A suspenseful murder mystery set on the eve of the Japanese invasion of old Peking in 1937.
In this deft reconstruction of events from newspaper and police reports, diaries and archives, Shanghai-based historian French (Through the Looking Glass: China's Foreign Journalists from Opium Wars to Mao, 2009, etc.) masterly portrays the graft-ridden milieu of pre–World War II China, where the arrogance of foreigners prevailed. The horribly mutilated body of a young woman, later identified as British schoolgirl Pamela Werner, was discovered at Fox Tower in Peking, on Jan. 8, 1937, to the shock of the foreign community. Initially, French pursues the official Chinese and British police angle, offering a grisly autopsy report and discussions of suspects such as Pamela’s father, ETC Werner, an old China hand and former British consul. Detectives discovered that Pamela had been ice-skating with her girlfriend the night before and failed to make it home on her bicycle by dinnertime, as she had promised her father and cook.
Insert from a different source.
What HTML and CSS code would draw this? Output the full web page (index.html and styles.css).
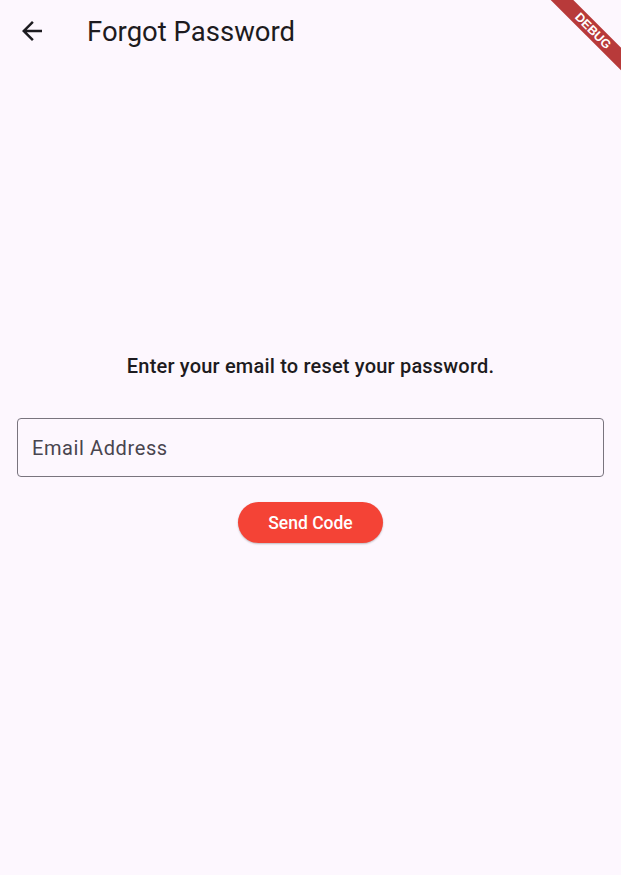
FILE: index.html
```html
<!DOCTYPE html>
<html>
<head>
<meta charset="utf-8">
<link rel="stylesheet" href="styles.css">
</head>
<body>
<header class="appbar">
  <button class="back" aria-label="Back">
    <svg width="24" height="24" viewBox="0 0 24 24"><path d="M20 11H7.83l5.59-5.59L12 4l-8 8 8 8 1.41-1.41L7.83 13H20v-2z" fill="#1d1b20"/></svg>
  </button>
  <h1 class="title">Forgot Password</h1>
</header>
<main class="content">
  <p class="prompt">Enter your email to reset your password.</p>
  <div class="field">
    <span class="label">Email Address</span>
  </div>
  <button class="send">Send Code</button>
</main>
<div class="debug">DEBUG</div>
</body>
</html>
```
FILE: styles.css
```css
html, body {
  margin: 0;
  padding: 0;
  background: #fdf7fe;
  font-family: Roboto, "Noto Sans", sans-serif;
  color: #1d1b20;
  height: 100%;
  overflow: hidden;
}
.appbar {
  height: 62px;
  display: flex;
  align-items: center;
}
.back {
  width: 30px;
  height: 30px;
  margin-left: 17px;
  padding: 0;
  border: none;
  background: none;
  display: flex;
  align-items: center;
  justify-content: center;
}
.back svg {
  width: 30px;
  height: 30px;
}
.title {
  margin: 0 0 0 40px;
  font-size: 27.5px;
  font-weight: 400;
  letter-spacing: 0;
}
.content {
  padding: 290px 17px 0;
  display: flex;
  flex-direction: column;
  align-items: center;
}
.prompt {
  margin: 0;
  font-size: 20px;
  font-weight: 500;
  letter-spacing: 0.19px;
  line-height: 28px;
}
.field {
  margin-top: 38px;
  align-self: stretch;
  height: 57px;
  border: 1px solid #79747e;
  border-radius: 4px;
  display: flex;
  align-items: center;
  padding-left: 14px;
}
.label {
  font-size: 20px;
  letter-spacing: 0.6px;
  color: #49454f;
}
.send {
  margin-top: 25px;
  height: 41px;
  padding: 0 30px;
  border: none;
  border-radius: 21px;
  background: #f44336;
  color: #fff;
  font-family: Roboto, sans-serif;
  font-size: 17.5px;
  font-weight: 500;
  box-shadow: 0 1px 2px rgba(0,0,0,0.25);
}
.debug {
  position: absolute;
  top: 23px;
  right: -32px;
  width: 120px;
  height: 16px;
  background: #b83a3a;
  color: #fff;
  font-family: "Liberation Sans", sans-serif;
  font-size: 12.5px;
  font-weight: 700;
  line-height: 16px;
  text-align: center;
  transform: rotate(45deg);
}
```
Compelling details emerge about the attractive young woman. She was scheduled to leave her school and return to England soon because of untoward advances made by her professor, and she had been courted by several men her father had disapproved of. Still, the official inquest stalled, Peking fell to the Japanese and the case petered out, except that Pamela’s father doggedly took over, offering a reward and hiring his own detectives. Having long lived in Peking, Werner sensed that such a murder had not been committed by Chinese, but by the foreigners who congregated at the watering hole the Grand Hotel des Wagons Lits, and they were not telling the truth. French provides a wealth of historical detail about a vanished era in interwar Peking.
A well-composed, engaging, lurid tale.